Why does this matter, though? You might say that it only matters for philosophy of language nerds. What does disambiguating intentions do for the rest of us, then? First, it can help us understanding (the frustrations of) communication a bit better. The swinging back and forth between aspiring to access the inaccessible and settling for understanding conventions is clearly at work when we aspire and fail to say something. Someone responds to us by saying “oh, do you really mean that?” and we realise that we missed the appropriate convention. We’re misunderstood and we know that we failed to express ourselves properly. But if communication and understanding content were exhausted by getting conventions, we could not make sense of such failures.

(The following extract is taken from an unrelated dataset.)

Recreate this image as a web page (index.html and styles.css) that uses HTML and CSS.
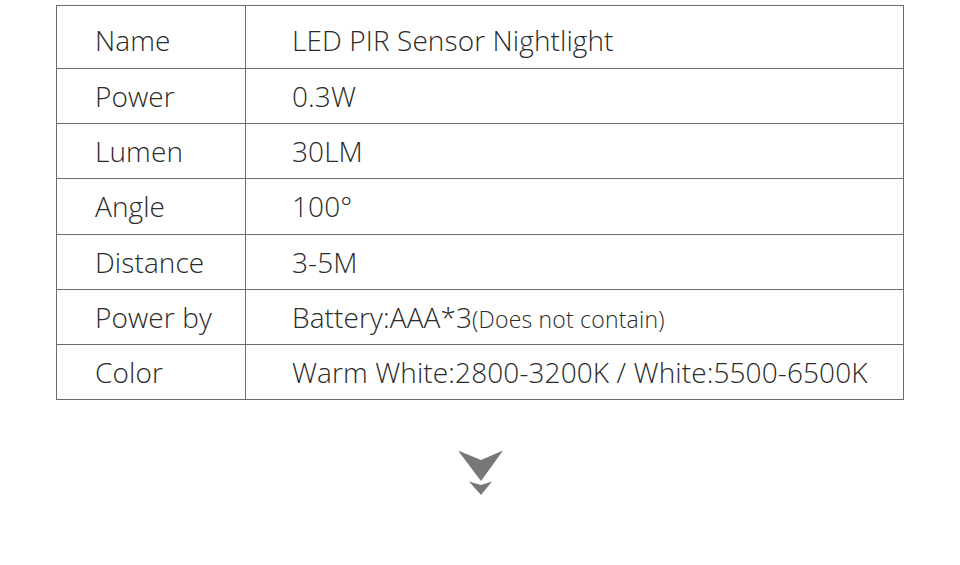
FILE: index.html
```html
<!DOCTYPE html>
<html>
<head>
<meta charset="utf-8">
<link rel="stylesheet" href="styles.css">
</head>
<body>
<div class="page">
  <table class="spec">
    <tr class="first"><td class="k">Name</td><td class="v">LED PIR Sensor Nightlight</td></tr>
    <tr><td class="k">Power</td><td class="v">0.3W</td></tr>
    <tr><td class="k">Lumen</td><td class="v">30LM</td></tr>
    <tr><td class="k">Angle</td><td class="v">100°</td></tr>
    <tr><td class="k">Distance</td><td class="v">3-5M</td></tr>
    <tr><td class="k">Power by</td><td class="v">Battery:AAA*3<span class="small">(Does not contain)</span></td></tr>
    <tr><td class="k">Color</td><td class="v">Warm White:2800-3200K / White:5500-6500K</td></tr>
  </table>
  <div class="arrow">
    <svg width="46" height="48" viewBox="0 0 46 48">
      <polygon points="0,0.5 23,10 45,0.5 23,31" fill="#777"/>
      <polygon points="11,31.5 23,35 34,31.5 23,45" fill="#777"/>
    </svg>
  </div>
</div>
</body>
</html>
```

FILE: styles.css
```css
html, body {
  margin: 0;
  padding: 0;
  background: #fff;
}
.page {
  width: 960px;
  height: 565px;
  padding-top: 5px;
  box-sizing: border-box;
}
.spec {
  margin-left: 56px;
  width: 848px;
  border-collapse: collapse;
  font-family: "Open Sans", "Liberation Sans", sans-serif;
  font-weight: 300;
  font-size: 28px;
  color: #2b2b2b;
}
.spec td {
  border: 1px solid #6b6b6b;
  height: 54.2px;
  padding: 0;
  vertical-align: middle;
  white-space: nowrap;
  letter-spacing: 0.1px;
}
.spec tr.first td {
  height: 56px;
  padding-top: 6px;
}
.spec td.k {
  width: 150px;
  padding-left: 38px;
}
.spec td.v {
  padding-left: 46px;
}
.small {
  font-size: 23px;
  letter-spacing: 0.2px;
}
.arrow {
  display: flex;
  justify-content: center;
  padding-top: 50px;
  padding-left: 1px;
}
```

Let me close with two examples: Especially online communication on social media is full of such frustrations. Here, things get messy precisely because conventions are unstable. The quick pace of the turn-taking between interlocutors follows the conventions of spoken language, but the fact that it’s written suggests the conventions of writing. Often when interlocutors accuse each other for misconstruing their Tweets, what in fact happens is that one of them applies conventions conforming to the casual nature of spoken language, while the other one construes the exchange by the more robust conventions of writing. Naturally, the aspirations related to written communication are much stronger, enabling way more depth, than the quickness of spoken exchange allows for. Try thinking through exchanges and their failings with these differences in mind, and miscommunications begin to appear in a new light.  A second example is the eternal misconstrual of reading old texts as getting at the intention of the author. Working out these issues in more detail is currently beyond me, though.